The Bronx Is Up. But Hold Off On The Ticker Tape.

When today’s MLB action is concluded, we’ll be a week into the essence of the 2024 baseball season (sorry, Dodgers and Padres fans, I still consider Korea an aberration, and eventually when the rest of the sport catches up you will, too.

So, naturally, it’s an opportune time to declare the season over.  Especially if you’re a New York baseball fan.

New York is uniquely obsessed with baseball even during the winter months, all the more so when the winter teams are terrible, as was often the case for the better part of the last few decades.  And even in a year where the Rangers lead the NHL in points and even the injury-riddled Knicks are clinging to home playoff advantage with mere days to go in their seasons (and, hey, shout out to the Islanders for a spirited last-ditch attempt to make the post-season themselves), baseball has dominated the mindset and back pages of the three tabloid dailies that still employ something resembling a staff of sportswriters.

So even the fact that the Yankees’ run at an unbeaten season ended last night with a thud in Arizona, their 5-1, division-leading start has their fan base giddy with excitement.  Remember this team barely finished above .500 and barely escaped finishing in last place last year.  And they traded a sizable percentage of their projected starting rotation for a one-shot chance at a generational talent who, in success, will demand an even higher average annual salary than Shohei Ohtani, and no deferrals into the next couple of decades will be possible.

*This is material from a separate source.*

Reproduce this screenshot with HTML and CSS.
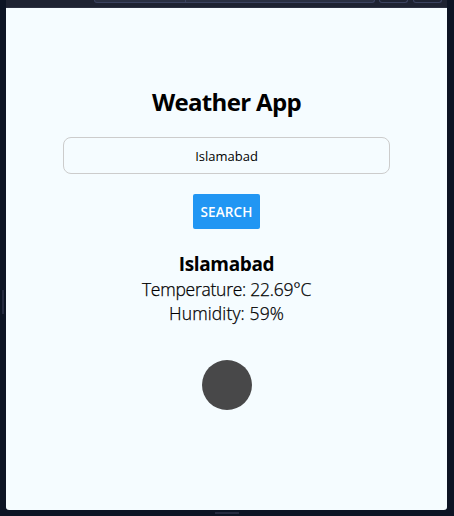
FILE: index.html
```
<!DOCTYPE html>
<html lang="en">
<head>
<meta charset="utf-8">
<title>Weather App</title>
<link rel="stylesheet" href="styles.css">
</head>
<body>
<div class="frame">
  <div class="left-rail"><span class="grip grip-vertical"></span></div>
  <div class="panel">
    <div class="toolbar">
      <div class="address"><span class="address-lead"></span></div>
      <div class="tool"></div>
      <div class="tool"></div>
    </div>
    <main class="app">
      <h1 class="title"><span>Weather App</span></h1>
      <input class="city-input" type="text" value="Islamabad" aria-label="City">
      <button class="search" type="button"><span>SEARCH</span></button>
      <h2 class="city"><span>Islamabad</span></h2>
      <p class="reading temperature"><span>Temperature: 22.69°C</span></p>
      <p class="reading humidity"><span>Humidity: 59%</span></p>
      <svg class="condition" width="52" height="52" viewBox="0 0 52 52" aria-hidden="true"><circle cx="26" cy="26" r="25" fill="#484849"/></svg>
    </main>
  </div>
  <div class="right-rail"></div>
</div>
<div class="bottom-rail"><span class="grip grip-horizontal"></span></div>
</body>
</html>
```

FILE: styles.css
```
* { box-sizing: border-box; }
body {
  margin: 0;
  width: 454px;
  height: 516px;
  overflow: hidden;
  background: #0c1424;
  color: #000;
  font-family: "Open Sans", "Noto Sans", sans-serif;
}
.frame { display: flex; height: 510px; }
.left-rail { width: 6px; padding: 290px 0 0 2px; }
.right-rail { width: 7px; }
.grip { display: block; background: #252b40; }
.grip-vertical { width: 2px; height: 24px; }
.grip-horizontal { width: 24px; height: 2px; }
.bottom-rail { height: 6px; padding: 2px 0 0 215px; }
.panel {
  width: 441px;
  display: flex;
  flex-direction: column;
  border-radius: 0 0 3px 3px;
  overflow: hidden;
  background: #f5fcff;
}
.toolbar {
  display: flex;
  height: 8px;
  padding-left: 88px;
  background: #1e2332;
  border-bottom: 1px solid #2b3040;
}
.address, .tool {
  height: 3px;
  border: 1px solid #3b4360;
  border-top: 0;
  border-radius: 0 0 4px 4px;
}
.address { width: 282px; margin-right: 4px; background: #2a3042; }
.address-lead { display: block; width: 91px; height: 2px; border-right: 1px solid #3b4360; }
.tool { width: 29px; margin-right: 5px; }
.app { display: flex; flex-direction: column; align-items: center; padding-top: 77px; }
.title, .city, .reading { margin: 0; white-space: nowrap; }
.title { height: 34px; line-height: 34px; font-size: 24px; font-weight: 700; letter-spacing: -0.65px; }
.city-input {
  width: 327px;
  height: 37px;
  margin-top: 18px;
  padding: 0 10px;
  border: 1px solid #ccc;
  border-radius: 8px;
  background: transparent;
  color: #000;
  font: 13px "Open Sans", sans-serif;
  letter-spacing: 0;
  text-align: center;
}
.search {
  width: 67px;
  height: 35px;
  margin-top: 20px;
  padding: 0;
  border: 0;
  border-radius: 2px;
  background: #2196f3;
  color: #fff;
  font: 600 13.5px "Open Sans", sans-serif;
  letter-spacing: 0.15px;
}
.city { height: 24px; margin-top: 23px; line-height: 24px; font-size: 19px; font-weight: 700; letter-spacing: -0.35px; }
.reading {
  height: 24px;
  line-height: 24px;
  font-size: 17.5px;
  font-weight: 300;
  -webkit-text-stroke: 0.25px #000;
}
.temperature { margin-top: 1px; letter-spacing: -0.25px; }
.humidity { letter-spacing: 0.12px; }
.condition { display: block; margin-top: 34px; }
```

Nothing added fuel to this particular fire more than the surprising and highly satisfying road sweep of the Yanks’ most recent arch-rival and post-season tormentor, the Houston Astros, which concluded in storybook fashion thanks to the effort of that rented generational talent, as CBS Sports’ R.J. Anderson wrote earlier this week:

The New York Yankees defeated the Houston Astros on Sunday by a 4-3 final (box score), completing the Opening Weekend sweep and securing the franchise’s first 4-0 start in more than two decades. Outfielder Juan Soto delivered the pivotal hit, notching an opposite-field single in the top of the ninth-inning against former San Diego Padres teammate Josh Hader.  Soto, the Yankees’ marquee offseason addition as part of a blockbuster deal with the aforementioned Padres, had three hits on Sunday. He leaves Houston having tallied a 9 for 17 weekend with a home run, four RBI, and three walks versus two strikeouts. Aaron Judge, new addition Jon Berti, and Jose Trevino. New York’s bullpen, meanwhile, combined for 3 2/3 scoreless innings in relief of starter Clarke Schmidt. 

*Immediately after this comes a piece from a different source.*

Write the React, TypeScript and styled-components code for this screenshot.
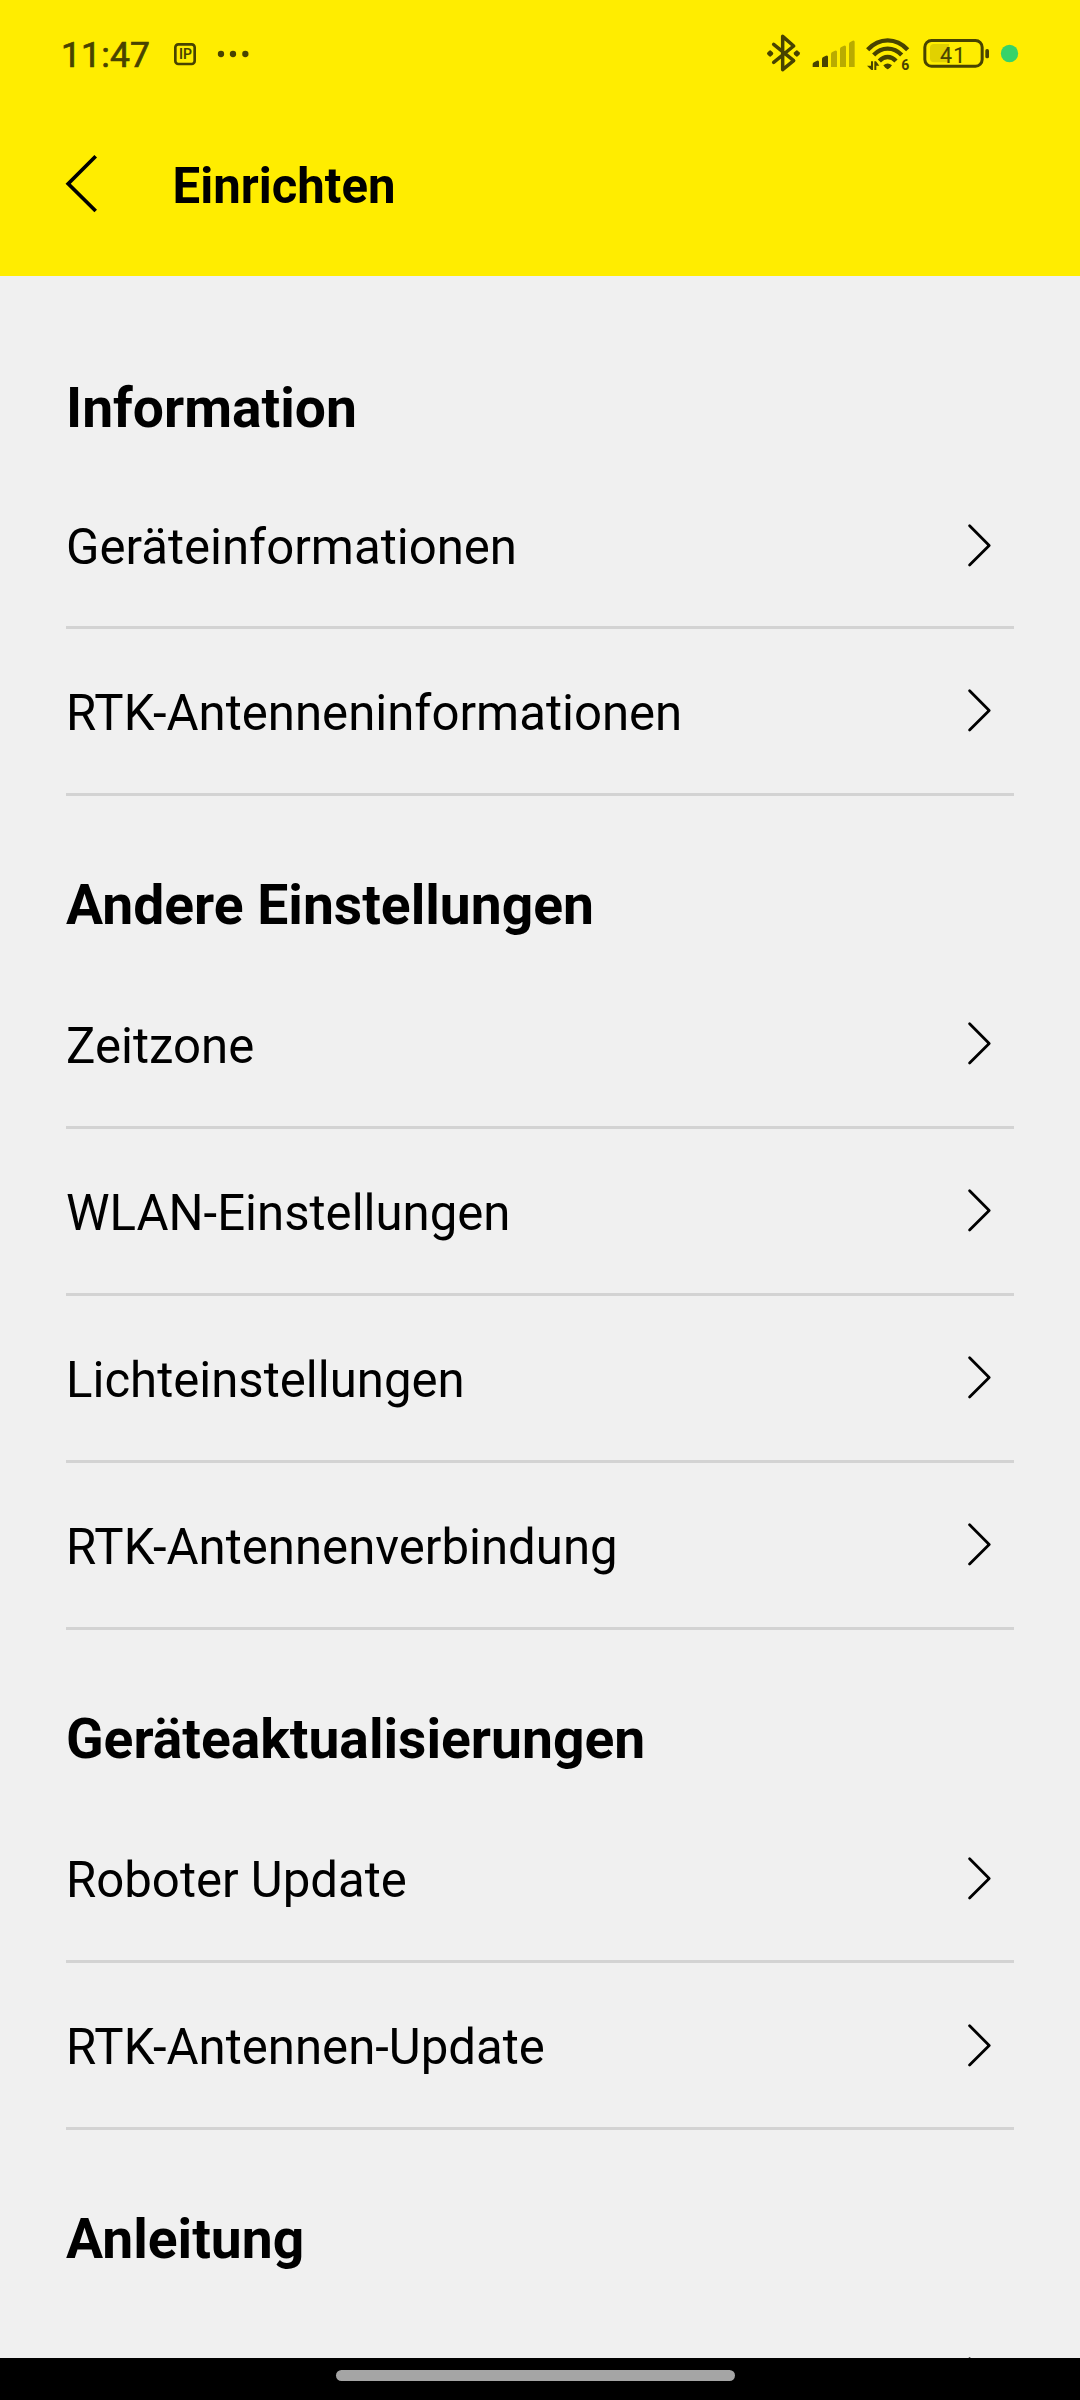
import React from "react";
import styled, { createGlobalStyle } from "styled-components";

const INK = "#484300";
const FAINT = "#b9ab00";

const GlobalStyle = createGlobalStyle`
  * { box-sizing: border-box; }
  body { margin: 0; background: #f0f0f0; font-family: Roboto, "Noto Sans", sans-serif; color: #000; }
`;

const Screen = styled.div`
  width: 1080px;
  height: 2400px;
  display: flex;
  flex-direction: column;
  overflow: hidden;
  background: #f0f0f0;
`;

const StatusBar = styled.div`
  height: 108px;
  flex: none;
  display: flex;
  align-items: flex-start;
  justify-content: space-between;
  padding: 20px 40px 0 61px;
  background: #ffed00;
`;

const StatusGroup = styled.div`
  display: flex;
  align-items: flex-start;
`;

const Clock = styled.span`
  width: 109px;
  font-size: 35.4px;
  font-weight: 400;
  line-height: 70px;
  letter-spacing: 0.2px;
  color: ${INK};
  -webkit-text-stroke: 0.7px ${INK};
`;

const Glyph = styled.svg`
  display: block;
  flex: none;
`;

const AppBar = styled.header`
  height: 168px;
  flex: none;
  display: flex;
  padding: 45px 60px 0 60px;
  background: #ffed00;
`;

const BackButton = styled.button`
  width: 112.600px;
  height: 62px;
  padding: 0;
  border: 0;
  background: none;
  display: flex;
`;

const Title = styled.h1`
  margin: 0;
  font-size: 49.1px;
  font-weight: 700;
  line-height: 66px;
`;

const Content = styled.main`
  flex: 1;
  min-height: 0;
  overflow: hidden;
  padding: 23px 66px 0;
`;

const Heading = styled.h2<{ $height: number }>`
  margin: 0;
  height: ${(p) => p.$height}px;
  padding-top: 52px;
  font-size: 55.2px;
  font-weight: 700;
  line-height: 114px;
`;

const Row = styled.div<{ $height: number }>`
  height: ${(p) => p.$height}px;
  display: flex;
  justify-content: space-between;
  padding-right: 18px;
  border-bottom: 3px solid #d3d3d3;
`;

const Label = styled.span`
  font-size: 49.13px;
  line-height: 168px;
  white-space: nowrap;
`;

const Arrow = styled.svg<{ $top: number }>`
  display: block;
  flex: none;
  margin-top: ${(p) => p.$top}px;
`;

const NavBar = styled.footer`
  height: 42px;
  flex: none;
  display: flex;
  justify-content: center;
  padding: 12px 9px 0 0;
  background: #000;
`;

const HomePill = styled.div`
  width: 399px;
  height: 11px;
  border-radius: 6px;
  background: #a5a5a5;
`;

interface Section {
  title: string;
  headingHeight: number;
  arrowTop: number;
  rows: { label: string; height?: number; arrowTop?: number }[];
}

const sections: Section[] = [
  {
    title: "Information",
    headingHeight: 164,
    arrowTop: 59,
    rows: [{ label: "Geräteinformationen", height: 166, arrowTop: 60 }, { label: "RTK-Antenneninformationen" }],
  },
  {
    title: "Andere Einstellungen",
    headingHeight: 166,
    arrowTop: 59,
    rows: [
      { label: "Zeitzone" },
      { label: "WLAN-Einstellungen" },
      { label: "Lichteinstellungen" },
      { label: "RTK-Antennenverbindung" },
    ],
  },
  {
    title: "Geräteaktualisierungen",
    headingHeight: 166,
    arrowTop: 60,
    rows: [{ label: "Roboter Update" }, { label: "RTK-Antennen-Update" }],
  },
  { title: "Anleitung", headingHeight: 166, arrowTop: 60, rows: [{ label: "" }] },
];

function NotificationIcons() {
  return (
    <Glyph width="90" height="70" viewBox="390 0 270 210">
      <rect x="406" y="73" width="58" height="59" rx="9" fill="none" stroke={INK} strokeWidth="8" />
      <text x="417" y="117" fontSize="42" fontWeight="600" fill={INK}>IP</text>
      <circle cx="543" cy="102" r="9.500" fill={INK} />
      <circle cx="579" cy="102" r="9.500" fill={INK} />
      <circle cx="616" cy="102" r="9.500" fill={INK} />
    </Glyph>
  );
}

function RadioIcons() {
  return (
    <Glyph width="170" height="70" viewBox="0 0 510 210">
      <path
        d="M71 73 L131 122 L98 149 V49 L131 78 L71 127"
        fill="none" stroke={INK} strokeWidth="10.500" strokeLinecap="round" strokeLinejoin="round"
      />
      <rect x="52.500" y="92.500" width="16" height="16" rx="5" transform="rotate(45 60.5 100.5)" fill={INK} />
      <rect x="132.500" y="92.500" width="16" height="16" rx="5" transform="rotate(45 140.5 100.5)" fill={INK} />

      <path d="M188 141 V133 Q188 129 192 127 L201 122 Q207 120 207 126 V141 Z" fill={INK} />
      <path d="M216 141 V117 Q216 113 220 111 L228 107 Q234 105 234 111 V141 Z" fill={INK} />
      <path d="M243 141 V102 Q243 98 247 96 L255 92 Q261 90 261 96 V141 Z" fill={FAINT} />
      <path d="M270 141 V87 Q270 83 274 81 L282 77 Q288 75 288 81 V141 Z" fill={FAINT} />
      <path d="M297 141 V72 Q297 68 301 66 L308 62 Q314 60 314 66 V141 Z" fill={FAINT} />

      <g fill="none" stroke={INK} strokeWidth="13">
        <path d="M353 89 Q379 61 413 61 Q447 61 473 89" />
        <path d="M371 105 Q389 86 413 86 Q437 86 455 105" />
        <path d="M388 123 Q399 111 413 111 Q427 111 438 123" />
      </g>
      <path d="M400 136 Q413 125 426 136 Q422 142 415 147 Q413 148 411 147 Q404 142 400 136 Z" fill={INK} />
      <path d="M363 124 H369 V150 H364 L351 137 H363 Z" fill={INK} />
      <path d="M373 124 V150 H379 V137 H388 L378 124 Z" fill={INK} />
      <text x="454" y="150" fontSize="42" fontWeight="700" fill={INK}>6</text>
    </Glyph>
  );
}

function BatteryIcon() {
  return (
    <Glyph width="120" height="70" viewBox="90 0 360 210">
      <rect x="104.500" y="61.500" width="172" height="77" rx="20" fill="none" stroke={INK} strokeWidth="9" />
      <path d="M177 72 H132 Q120 72 120 84 V115 Q120 127 132 127 H177 Z" fill="#e1d100" />
      <rect x="286" y="87" width="11" height="28" rx="5" fill={INK} />
      <text x="150" y="129" fontSize="64" letterSpacing="4" fill={INK} stroke={INK} strokeWidth="0.500">41</text>
      <circle cx="358.500" cy="100.500" r="26" fill="#36d369" />
    </Glyph>
  );
}

export default function App() {
  return (
    <>
      <GlobalStyle />
      <Screen>
        <StatusBar>
          <StatusGroup>
            <Clock>11:47</Clock>
            <NotificationIcons />
          </StatusGroup>
          <StatusGroup>
            <RadioIcons />
            <BatteryIcon />
          </StatusGroup>
        </StatusBar>
        <AppBar>
          <BackButton aria-label="Zurück">
            <Glyph width="40" height="62" viewBox="0 0 40 62">
              <path d="M35.700 3.300 L8.200 30.700 L35.700 58" fill="none" stroke="#000" strokeWidth="3.700" />
            </Glyph>
          </BackButton>
          <Title>Einrichten</Title>
        </AppBar>
        <Content>
          {sections.map((section) => (
            <section key={section.title}>
              <Heading $height={section.headingHeight}>{section.title}</Heading>
              {section.rows.map((row) => (
                <Row key={row.label} $height={row.height ?? 167}>
                  <Label>{row.label}</Label>
                  <Arrow $top={row.arrowTop ?? section.arrowTop} width="30" height="45" viewBox="0 0 30 45">
                    <path
                      d="M3.600 2.800 L23.200 22.400 L3.600 42"
                      fill="none" stroke="#000" strokeWidth="2.800" strokeLinecap="round" strokeLinejoin="round"
                    />
                  </Arrow>
                </Row>
              ))}
            </section>
          ))}
        </Content>
        <NavBar>
          <HomePill />
        </NavBar>
      </Screen>
    </>
  );
}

And when they moved on to Arizona Monday night for a three-game set with another team that has created post-season nightmares for them, Anderson had even more to gush over:

The New York Yankees improved to 5-0 on the young season on Monday night, defeating the Arizona Diamondbacks by a 5-2 final (box score). This marks the first time in franchise history the Yankees have won their first five games of the season on the road. It also represents the fifth time overall in franchise history that the Yankees have started with a 5-0 mark.  The last time the Yankees started a season 5-0 came back in 1992, when they began the year with a 6-0 record. 

All this aside, Anderson’s final line of his Monday night summary was a sobering reminder of exactly how fragile and unpredictable a small sample size can be:

Alas, they failed to capitalize on their hot start, finishing the campaign with a 76-88 mark — or a 70-88 record after their impressive first week of action.

So perhaps it was fortituous that the D-Backs’ Zac Gallen cooled them off last night, and an outright repeat of ’92 isn’t possible.  And remember that the Yankees have not only still not played a single home game, they also haven’t played a single regular season game in the Eastern time zone just yet.

So maybe there’s upside that remains?

All I know is that I’d rather be in their fan base than the one that I’m in.  Because their cross-town rivals, who opened at home, are still winless, having lost three times to Milwaukee, once (in extra innings!) to Detroit and twice to rain.

Which means the infamous Stewie Griffin meme is reappearing all over my social media feeds.  Many of them are forwarded by Yankees fans.  Quelle surprise.

We’ll see where we both are in October.  But let’s just say my confidence right now is just a bit dampened.